Your task is to give the listing below back word for word, pictures excluded.

— start of Data block —

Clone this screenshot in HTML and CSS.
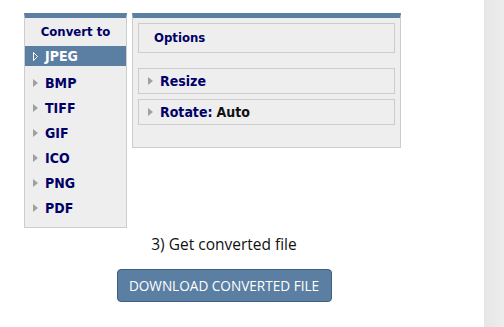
FILE: index.html
```html
<!DOCTYPE html>
<html>
<head>
    <title>Convert file</title>
    <link rel="stylesheet" href="styles.css">
</head>
<body>
    <div class="page">
        <div class="main">
            <div class="panels">
                <div class="formats">
                    <div class="formats-title">Convert to</div>
                    <ul class="format-list">
                        <li class="format selected">
                            <svg class="open-arrow" width="5" height="9" viewBox="0 0 5 9"><path d="M0.5 0.5 L4.5 4.5 L0.5 8.5 Z" fill="none" stroke="#fff" stroke-width="1"/></svg>JPEG
                        </li>
                        <li class="format"><span class="arrow"></span>BMP</li>
                        <li class="format"><span class="arrow"></span>TIFF</li>
                        <li class="format"><span class="arrow"></span>GIF</li>
                        <li class="format"><span class="arrow"></span>ICO</li>
                        <li class="format"><span class="arrow"></span>PNG</li>
                        <li class="format"><span class="arrow"></span>PDF</li>
                    </ul>
                </div>
                <div class="options">
                    <div class="options-title">Options</div>
                    <div class="option"><span class="arrow"></span>Resize</div>
                    <div class="option"><span class="arrow"></span>Rotate: <span class="value">Auto</span></div>
                </div>
            </div>
            <div class="step">
                <p class="step-title">3) Get converted file</p>
                <button class="download" type="button">DOWNLOAD CONVERTED FILE</button>
            </div>
        </div>
        <div class="side"></div>
    </div>
</body>
</html>
```

FILE: styles.css
```css
body {
    margin: 0;
    background-color: #fff;
    font-family: "DejaVu Sans", sans-serif;
}

.page {
    display: flex;
    height: 327px;
    overflow: hidden;
}

.main {
    flex: 1;
}

.side {
    width: 20px;
    background: linear-gradient(to right, #e6e6e6, #ededed);
}

.panels {
    display: flex;
    align-items: flex-start;
    padding: 13px 0 0 24px;
}

.formats {
    width: 101px;
    height: 209px;
    background-color: #eeeeee;
    border: 1px solid #cccccc;
    border-top: 5px solid #5b7fa2;
}

.formats-title {
    height: 28px;
    line-height: 28px;
    text-align: center;
    font-size: 13px;
    font-weight: bold;
    font-stretch: condensed;
    color: #000066;
}

.format-list {
    list-style: none;
    margin: 0;
    padding: 0;
}

.format {
    display: flex;
    align-items: center;
    height: 25px;
    padding-left: 8px;
    font-size: 14px;
    font-weight: bold;
    font-stretch: condensed;
    color: #000066;
}

.format.selected {
    height: 20px;
    margin-bottom: 4px;
    background-color: #5b7fa2;
    color: #fff;
}

.arrow {
    width: 0;
    height: 0;
    margin-right: 7px;
    border-top: 4px solid transparent;
    border-bottom: 4px solid transparent;
    border-left: 5px solid #a0a0a0;
}

.open-arrow {
    margin-right: 7px;
}

.options {
    width: 257px;
    height: 124px;
    margin-left: 5px;
    padding: 5px 5px 0;
    background-color: #eeeeee;
    border: 1px solid #cccccc;
    border-top: 5px solid #5b7fa2;
}

.options-title {
    height: 28px;
    line-height: 28px;
    padding-left: 15px;
    margin-bottom: 15px;
    border: 1px solid #cccccc;
    font-size: 13px;
    font-weight: bold;
    font-stretch: condensed;
    color: #000066;
}

.option {
    display: flex;
    align-items: center;
    height: 24px;
    padding-left: 9px;
    margin-bottom: 5px;
    border: 1px solid #cccccc;
    font-size: 14px;
    font-weight: bold;
    font-stretch: condensed;
    color: #000066;
}

.option .value {
    margin-left: 4px;
    color: #111;
}

.step {
    width: 448px;
    text-align: center;
}

.step-title {
    margin: 5px 0 14px;
    font-family: "Open Sans", sans-serif;
    font-size: 15.5px;
    color: #111;
}

.download {
    width: 215px;
    height: 33px;
    background-color: #5b7fa2;
    border: 1px solid #3f5f80;
    border-radius: 4px;
    color: #fff;
    font-family: "Open Sans", sans-serif;
    font-size: 13.6px;
    cursor: pointer;
}
```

— end of Data block —

__Response__
Clone this screenshot in HTML and CSS.
FILE: index.html
```html
<!DOCTYPE html>
<html>
<head>
    <title>Convert file</title>
    <link rel="stylesheet" href="styles.css">
</head>
<body>
    <div class="page">
        <div class="main">
            <div class="panels">
                <div class="formats">
                    <div class="formats-title">Convert to</div>
                    <ul class="format-list">
                        <li class="format selected">
                            <svg class="open-arrow" width="5" height="9" viewBox="0 0 5 9"><path d="M0.5 0.5 L4.5 4.5 L0.5 8.5 Z" fill="none" stroke="#fff" stroke-width="1"/></svg>JPEG
                        </li>
                        <li class="format"><span class="arrow"></span>BMP</li>
                        <li class="format"><span class="arrow"></span>TIFF</li>
                        <li class="format"><span class="arrow"></span>GIF</li>
                        <li class="format"><span class="arrow"></span>ICO</li>
                        <li class="format"><span class="arrow"></span>PNG</li>
                        <li class="format"><span class="arrow"></span>PDF</li>
                    </ul>
                </div>
                <div class="options">
                    <div class="options-title">Options</div>
                    <div class="option"><span class="arrow"></span>Resize</div>
                    <div class="option"><span class="arrow"></span>Rotate: <span class="value">Auto</span></div>
                </div>
            </div>
            <div class="step">
                <p class="step-title">3) Get converted file</p>
                <button class="download" type="button">DOWNLOAD CONVERTED FILE</button>
            </div>
        </div>
        <div class="side"></div>
    </div>
</body>
</html>
```

FILE: styles.css
```css
body {
    margin: 0;
    background-color: #fff;
    font-family: "DejaVu Sans", sans-serif;
}

.page {
    display: flex;
    height: 327px;
    overflow: hidden;
}

.main {
    flex: 1;
}

.side {
    width: 20px;
    background: linear-gradient(to right, #e6e6e6, #ededed);
}

.panels {
    display: flex;
    align-items: flex-start;
    padding: 13px 0 0 24px;
}

.formats {
    width: 101px;
    height: 209px;
    background-color: #eeeeee;
    border: 1px solid #cccccc;
    border-top: 5px solid #5b7fa2;
}

.formats-title {
    height: 28px;
    line-height: 28px;
    text-align: center;
    font-size: 13px;
    font-weight: bold;
    font-stretch: condensed;
    color: #000066;
}

.format-list {
    list-style: none;
    margin: 0;
    padding: 0;
}

.format {
    display: flex;
    align-items: center;
    height: 25px;
    padding-left: 8px;
    font-size: 14px;
    font-weight: bold;
    font-stretch: condensed;
    color: #000066;
}

.format.selected {
    height: 20px;
    margin-bottom: 4px;
    background-color: #5b7fa2;
    color: #fff;
}

.arrow {
    width: 0;
    height: 0;
    margin-right: 7px;
    border-top: 4px solid transparent;
    border-bottom: 4px solid transparent;
    border-left: 5px solid #a0a0a0;
}

.open-arrow {
    margin-right: 7px;
}

.options {
    width: 257px;
    height: 124px;
    margin-left: 5px;
    padding: 5px 5px 0;
    background-color: #eeeeee;
    border: 1px solid #cccccc;
    border-top: 5px solid #5b7fa2;
}

.options-title {
    height: 28px;
    line-height: 28px;
    padding-left: 15px;
    margin-bottom: 15px;
    border: 1px solid #cccccc;
    font-size: 13px;
    font-weight: bold;
    font-stretch: condensed;
    color: #000066;
}

.option {
    display: flex;
    align-items: center;
    height: 24px;
    padding-left: 9px;
    margin-bottom: 5px;
    border: 1px solid #cccccc;
    font-size: 14px;
    font-weight: bold;
    font-stretch: condensed;
    color: #000066;
}

.option .value {
    margin-left: 4px;
    color: #111;
}

.step {
    width: 448px;
    text-align: center;
}

.step-title {
    margin: 5px 0 14px;
    font-family: "Open Sans", sans-serif;
    font-size: 15.5px;
    color: #111;
}

.download {
    width: 215px;
    height: 33px;
    background-color: #5b7fa2;
    border: 1px solid #3f5f80;
    border-radius: 4px;
    color: #fff;
    font-family: "Open Sans", sans-serif;
    font-size: 13.6px;
    cursor: pointer;
}
```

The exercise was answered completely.